Emefiele also explained that the nation has not changed its foreign exchange management policy, as the apex bank has continued to adopt the managed-floating strategy.

His words, “Nigeria has not changed its foreign exchange policy.   CBN has continued to watch the market and intervenes depending on its readings.  

“It might interest you to know that CBN has not intervened in the E&I (Export and Import) Window since January.   The exchange rate has moved at a point to N409 /$1, N412/$1 and even N413/$1.   That is how it should be.”

Retains policy rates

Meanwhile, the MPC held the Monetary Policy Rate, MPR, at 11.5 per cent and retained all other parameters by maintaining the Asymmetric Corridor of +100/-700 basis points around the MPR; Cash Reserve Ratio (CRR) at 27.5 per cent; and the Liquidity Ratio at 30 per cent.

With an inflation rate of 17. 33 per cent and a desire to stimulate growth in an economy that has just exited recession, Emefiele admitted that the MPC faced a dilemma at yesterday’s meeting.

He, however, disclosed that after exhaustive deliberations on whether to cut, hold or raise the MPR, the majority of the members chose to hold the rate with all its parameters.
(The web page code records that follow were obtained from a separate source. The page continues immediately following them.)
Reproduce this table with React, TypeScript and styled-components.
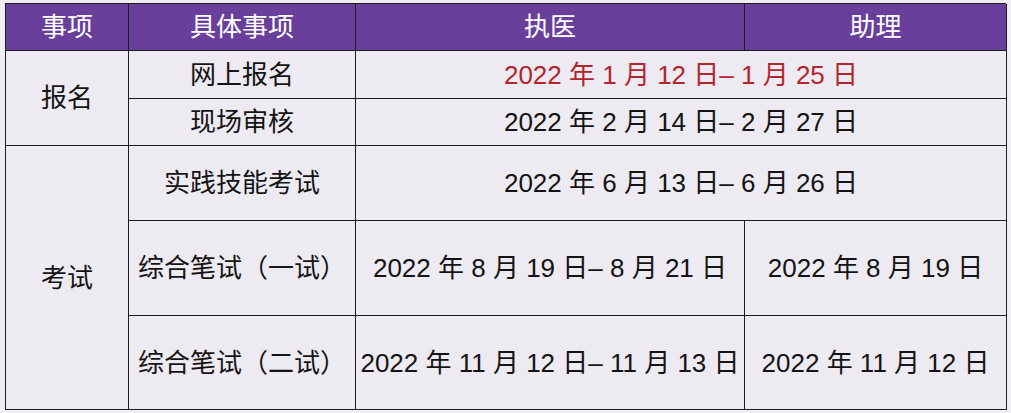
import React from "react";
import styled, { createGlobalStyle } from "styled-components";

const Global = createGlobalStyle`
  html, body { margin: 0; padding: 0; background: #f0eef3; }
  body { font-family: "Liberation Sans", "Noto Sans CJK SC", sans-serif; }
`;

const Page = styled.div`
  padding: 3px 5px;
`;

const Grid = styled.div`
  display: grid;
  grid-template-columns: 123px 227px 389px 262px;
  grid-template-rows: 47px 48px 47px 75px 95px 94px;
  width: 1001px;
  border-left: 1px solid #1c1c1c;
  border-top: 1px solid #1c1c1c;
  box-sizing: border-box;
`;

type CellProps = { $col: string; $row: string; $head?: boolean; $red?: boolean };

const Cell = styled.div<CellProps>`
  grid-column: ${(p) => p.$col};
  grid-row: ${(p) => p.$row};
  display: flex;
  align-items: center;
  justify-content: center;
  border-right: 1px solid #1c1c1c;
  border-bottom: 1px solid #1c1c1c;
  background: ${(p) => (p.$head ? "#6a3f9c" : "#edeaf1")};
  color: ${(p) => (p.$head ? "#ffffff" : p.$red ? "#b1262c" : "#141414")};
  font-size: 26px;
  line-height: 1;
  white-space: nowrap;
`;

const rows: Array<{ col: string; row: string; text: string; head?: boolean; red?: boolean }> = [
  { col: "1", row: "1", text: "事项", head: true },
  { col: "2", row: "1", text: "具体事项", head: true },
  { col: "3", row: "1", text: "执医", head: true },
  { col: "4", row: "1", text: "助理", head: true },
  { col: "1", row: "2 / span 2", text: "报名" },
  { col: "2", row: "2", text: "网上报名" },
  { col: "3 / span 2", row: "2", text: "2022 年 1 月 12 日– 1 月 25 日", red: true },
  { col: "2", row: "3", text: "现场审核" },
  { col: "3 / span 2", row: "3", text: "2022 年 2 月 14 日– 2 月 27 日" },
  { col: "1", row: "4 / span 3", text: "考试" },
  { col: "2", row: "4", text: "实践技能考试" },
  { col: "3 / span 2", row: "4", text: "2022 年 6 月 13 日– 6 月 26 日" },
  { col: "2", row: "5", text: "综合笔试（一试）" },
  { col: "3", row: "5", text: "2022 年 8 月 19 日– 8 月 21 日" },
  { col: "4", row: "5", text: "2022 年 8 月 19 日" },
  { col: "2", row: "6", text: "综合笔试（二试）" },
  { col: "3", row: "6", text: "2022 年 11 月 12 日– 11 月 13 日" },
  { col: "4", row: "6", text: "2022 年 11 月 12 日" },
];

export default function App() {
  return (
    <>
      <Global />
      <Page>
        <Grid>
          {rows.map((r, i) => (
            <Cell key={i} $col={r.col} $row={r.row} $head={r.head} $red={r.red}>
              {r.text}
            </Cell>
          ))}
        </Grid>
      </Page>
    </>
  );
}
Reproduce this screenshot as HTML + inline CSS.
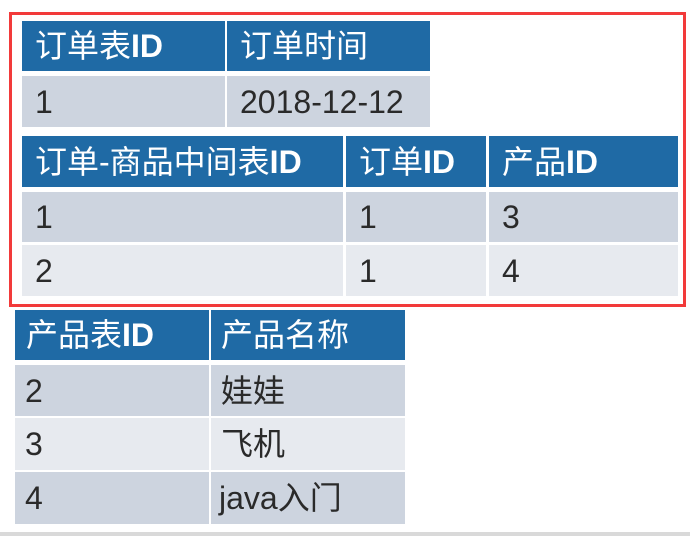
<!DOCTYPE html>
<html><head><meta charset="utf-8"><style>
body{margin:0;width:690px;height:536px;background:#fff;position:relative;overflow:hidden;font-family:"Liberation Sans","Noto Sans CJK SC",sans-serif}
.c{position:absolute;box-sizing:border-box;padding-left:13px;display:flex;align-items:center;font-size:32px;line-height:1;color:#2a2a2a;white-space:nowrap}
.c span{display:block;line-height:1}
.h{background:#1f6aa5;color:#fff}
.h b{font-weight:bold}
.o{background:#cdd4df}
.e{background:#e7eaef}
#red{position:absolute;left:9px;top:12px;width:677px;height:295px;box-sizing:border-box;border:3px solid #f23a3a}
#bar{position:absolute;left:0;top:532px;width:690px;height:4px;background:#d9d9d9}
</style></head><body>
<div id="red"></div>
<div class="c h" style="left:22px;top:21px;width:203px;height:50px"><span>订单表<b>ID</b></span></div>
<div class="c h" style="left:227px;top:21px;width:203px;height:50px"><span>订单时间</span></div>
<div class="c o" style="left:22px;top:76px;width:203px;height:51px"><span>1</span></div>
<div class="c o" style="left:227px;top:76px;width:203px;height:51px"><span>2018-12-12</span></div>

<div class="c h" style="left:22px;top:136px;width:321px;height:51px"><span>订单-商品中间表<b>ID</b></span></div>
<div class="c h" style="left:346px;top:136px;width:140px;height:51px"><span>订单<b>ID</b></span></div>
<div class="c h" style="left:489px;top:136px;width:189px;height:51px"><span>产品<b>ID</b></span></div>
<div class="c o" style="left:22px;top:192px;width:321px;height:50px"><span>1</span></div>
<div class="c o" style="left:346px;top:192px;width:140px;height:50px"><span>1</span></div>
<div class="c o" style="left:489px;top:192px;width:189px;height:50px"><span>3</span></div>
<div class="c e" style="left:22px;top:245px;width:321px;height:51px"><span>2</span></div>
<div class="c e" style="left:346px;top:245px;width:140px;height:51px"><span>1</span></div>
<div class="c e" style="left:489px;top:245px;width:189px;height:51px"><span>4</span></div>

<div class="c h" style="left:15px;top:310px;width:194px;height:50px;padding-left:11px"><span>产品表<b>ID</b></span></div>
<div class="c h" style="left:211px;top:310px;width:194px;height:50px;padding-left:10px"><span>产品名称</span></div>
<div class="c o" style="left:15px;top:365px;width:194px;height:51px;padding-left:10px"><span>2</span></div>
<div class="c o" style="left:211px;top:365px;width:194px;height:51px;padding-left:10px"><span>娃娃</span></div>
<div class="c e" style="left:15px;top:418px;width:194px;height:52px;padding-left:10px"><span>3</span></div>
<div class="c e" style="left:211px;top:418px;width:194px;height:52px;padding-left:10px"><span>飞机</span></div>
<div class="c o" style="left:15px;top:472px;width:194px;height:52px;padding-left:10px"><span>4</span></div>
<div class="c o" style="left:211px;top:472px;width:194px;height:52px;padding-left:8px"><span>java入门</span></div>
<div id="bar"></div>
</body></html>
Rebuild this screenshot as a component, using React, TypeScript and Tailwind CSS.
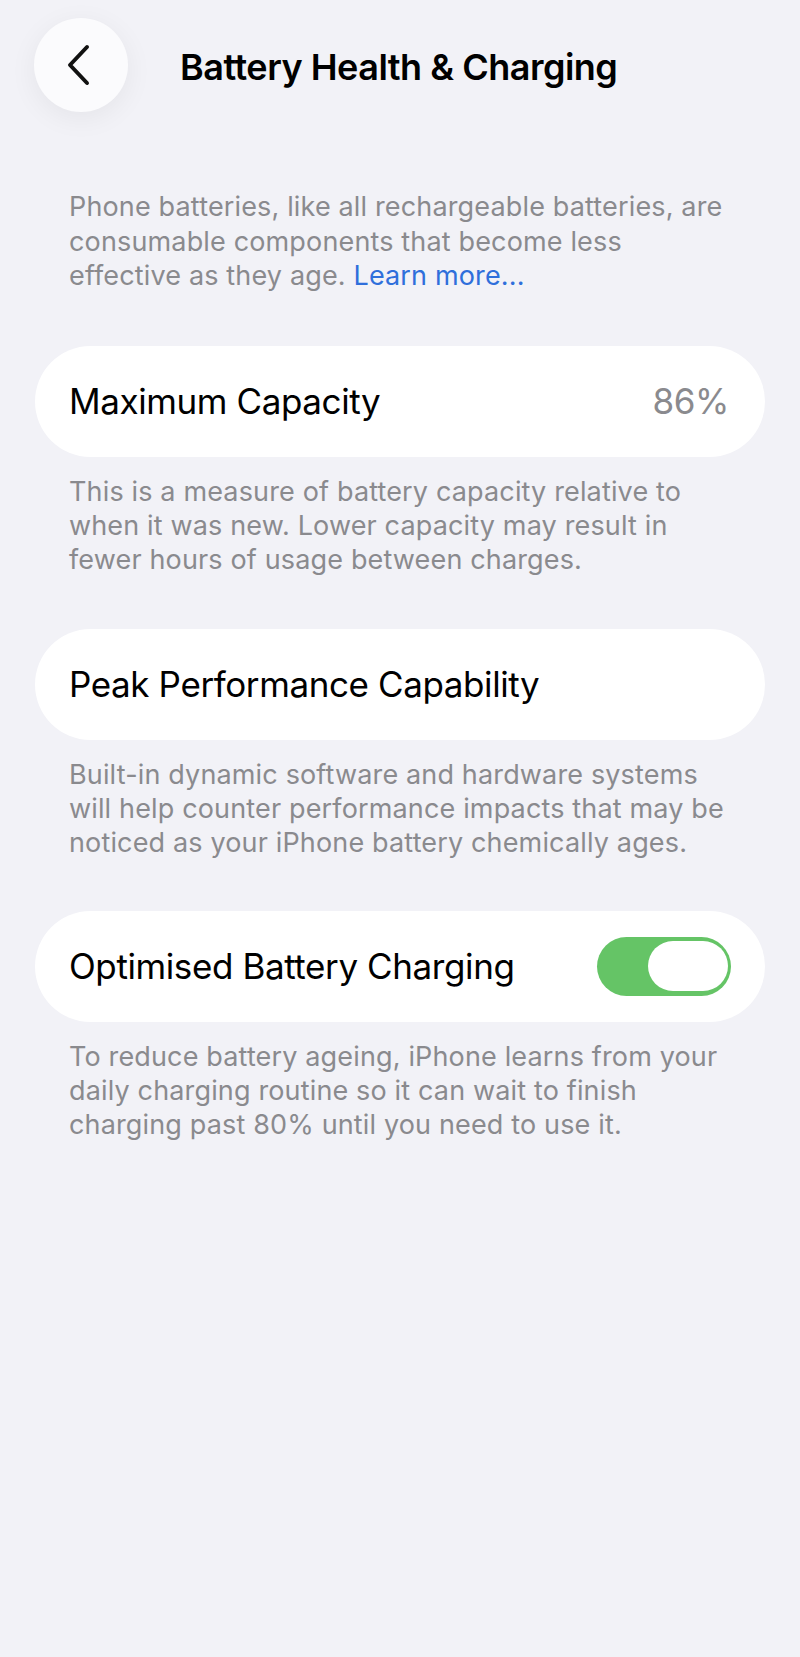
const font = { fontFamily: 'Inter, "Noto Sans", sans-serif' };

const Footer = ({ children }: { children: React.ReactNode }) => (
  <p className="mt-[18px] pl-[69px] pr-[68px] text-[27px] leading-[34px] tracking-[0.15px] text-[#8a8a8e]">
    {children}
  </p>
);

const Card = ({ children }: { children: React.ReactNode }) => (
  <div className="mx-[35px] flex h-[111px] items-center justify-between rounded-full bg-white pl-[34px] pr-[34px]">
    {children}
  </div>
);

const Label = ({ children }: { children: React.ReactNode }) => (
  <span className="text-[35px] tracking-[-0.4px] text-black">{children}</span>
);

const Toggle = () => (
  <div className="flex h-[59px] w-[134px] items-center justify-end rounded-full bg-[#65c466] pr-[3px]">
    <div className="h-[50px] w-[80px] rounded-full bg-white" />
  </div>
);

export default function App() {
  return (
    <div className="min-h-[1657px] w-full bg-[#f2f2f7]" style={font}>
      <header className="flex items-center pl-[34px] pt-[18px]">
        <button className="flex h-[94px] w-[94px] items-center justify-center rounded-full bg-[#fbfbfd] pr-[6px] shadow-[0_6px_28px_rgba(0,0,0,0.06)]">
          <svg width="26" height="42" viewBox="0 0 26 42" fill="none">
            <path
              d="M22 3 L5 21 L22 39"
              stroke="#111"
              strokeWidth="4"
              strokeLinecap="round"
              strokeLinejoin="round"
            />
          </svg>
        </button>
        <h1 className="ml-[52px] pt-[4px] text-[36px] font-semibold tracking-[-0.5px] text-black">
          Battery Health &amp; Charging
        </h1>
      </header>

      <p className="mt-[78px] pl-[69px] pr-[68px] text-[27px] leading-[34.5px] tracking-[0.15px] text-[#8a8a8e]">
        Phone batteries, like all rechargeable batteries, are consumable components that become less
        effective as they age. <span className="text-[#2f6fdb]">Learn more...</span>
      </p>

      <div className="mt-[52px]">
        <Card>
          <Label>Maximum Capacity</Label>
          <span className="pr-[2px] text-[35px] tracking-[-0.4px] text-[#8a8a8e]">86%</span>
        </Card>
        <Footer>
          This is a measure of battery capacity relative to when it was new. Lower capacity may result
          in fewer hours of usage between charges.
        </Footer>
      </div>

      <div className="mt-[52px]">
        <Card>
          <Label>Peak Performance Capability</Label>
        </Card>
        <Footer>
          Built-in dynamic software and hardware systems will help counter performance impacts that may
          be noticed as your iPhone battery chemically ages.
        </Footer>
      </div>

      <div className="mt-[51px]">
        <Card>
          <Label>Optimised Battery Charging</Label>
          <Toggle />
        </Card>
        <Footer>
          To reduce battery ageing, iPhone learns from your daily charging routine so it can wait to
          finish charging past 80% until you need to use it.
        </Footer>
      </div>
    </div>
  );
}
He stated: “We were faced with contradictions.   Tight monetary policy makes credit difficult and so people will not be able to easily access capital to stimulate output growth.   As rising inflation confronts you, you want to take steps to reduce the rate of inflation.   But if you do, then growth is affected.  

“The country just managed to crawl out of recession. Should monetary policy be tightened in a way that will be a disincentive to activities that will stimulate output growth and therefore reverse us back into recession or should we continue to stimulate the economic growth?

“MPC deliberated on these and decided that we should continue to do those things that we did and more intesenly those things that took us out of recession: intervene in agriculture; ICT, services, the creative industry and health.”